Labeling Points in a Plane

# Labeling Points in a Plane

Now, suppose that the car is moving on a two-dimension plane. Think of a flat field and the car moving about in the field.

Someone says that the position of the car at some instant is x = 53.4 m. Does this make sense? The car is not traveling on a (one-dimensional) line. If you are given just one real number as the position of the car, how will you pinpoint its location? You cannot!

Think of this another way. In the figure above, how can you specify the location of the car? Can you specify it using just one real number? Again, the answer is no.

The question then is: how do we label positions in a plane?

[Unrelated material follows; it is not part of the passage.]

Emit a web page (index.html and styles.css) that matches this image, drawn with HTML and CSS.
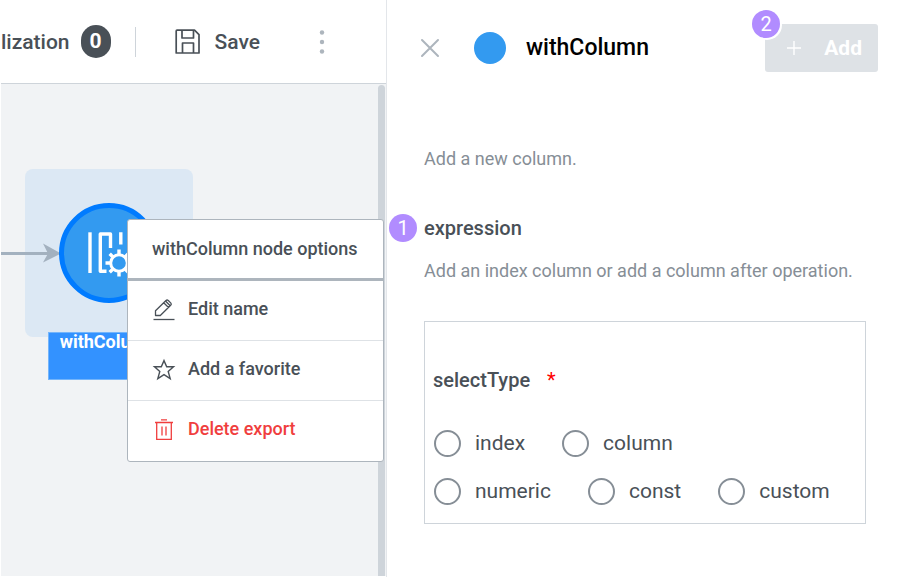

Let us draw a number line anywhere in the plane, and let the car be positioned at some instant as follows:

One way to specify the location of the car with respect to your zero position is as follows: Drop a perpendicular from this position to the number line. Now, specify the distance x along the number line, and then the distance y perpendicular to the number line, which you will have to travel to reach the car from zero:

For example, suppose that from zero, one has to travel 52.14 m along the number line, and then 29.87 m perpendicular to the number line, to reach the car. Then, you can say that the position of the car is:

(52.14 m, 29.87 m)

Thus, you have specified the position of the car using two real numbers instead of one.

Let us define more formally our scheme to label positions in a plane. We will use the following approach (as the approach is described, you are urged to make an accurate sketch):

1. Draw a number line X anywhere in the plane and mark zero, the reference point for the entire plane, on it. Call this reference point O.

2. Through this zero, draw another number line Y perpendicular to  X.

3. For any position P in the plane, think of how you will reach P from O, by first traveling along X, and then traveling perpendicular to X (parallel to Y). Note down how much distance you covered traveling along X (call this distance x), and then note how much distance you covered traveling parallel to Y (call this distance y).

4. You can now say that the position of P is (x , y).

Compare your sketch to the following figure:

Thus, to label positions in a plane, we need exactly two real numbers.

There’s one interesting point to be noted here. The position you obtain for P will be dependent on how you choose your two number lines X and Y. This should be obvious if you visualize it. If you draw X and Y at different locations than the ones we chose above, then to reach the same position P from your new reference point, you will have to travel different distances along X and parallel to Y. Thus, the label assigned to each point depends on the position of the reference number lines X and Y in the plane.